What’s the difference between OKRs and KPIs?
KPIs are ongoing health metrics you monitor continuously — things like uptime, churn rate, or MRR. OKRs are time-bound goals designed to drive specific improvements. You might have a KPI for churn rate (always tracked) and an OKR to reduce churn from 5% to 3% this quarter. KPIs tell you how the business is doing. OKRs tell you what you’re going to change about it.

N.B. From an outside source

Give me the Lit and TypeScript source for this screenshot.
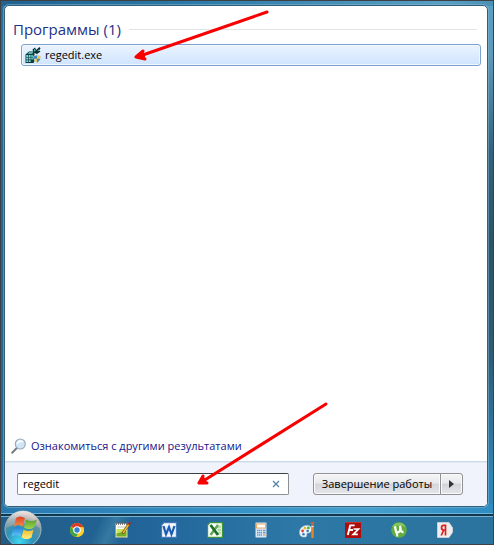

Should OKRs be top-down or bottom-up?
The best OKR frameworks use both. Company leadership sets 2-3 high-level objectives that define strategic direction. Individual teams then draft their own OKRs that ladder up to those company goals. Google recommends roughly 60% of OKRs come from the bottom up. This gives teams ownership over how they contribute while maintaining alignment on where the company is heading.
How do you score OKRs at the end of a quarter?
Score each key result on a 0.0-1.0 scale, where 0.7 is the target for ambitious OKRs. A score of 1.0 means you hit the goal completely — which usually means you didn’t aim high enough. Average the key result scores to get the objective score. Use the scoring conversation to learn, not to judge. The most valuable part of OKR scoring is the discussion about what worked, what didn’t, and what you’ll change next quarter.
Start Setting Better OKRs Today
The gap between teams that ship features and teams that drive outcomes is goal clarity. Every example in this post follows the same OKR template: an ambitious objective paired with measurable key results that have real baselines and real targets.
Pick one objective from the section that matches your team. Adapt the key results to your actual numbers. Set a weekly check-in. That’s the entire OKR framework — everything else is execution.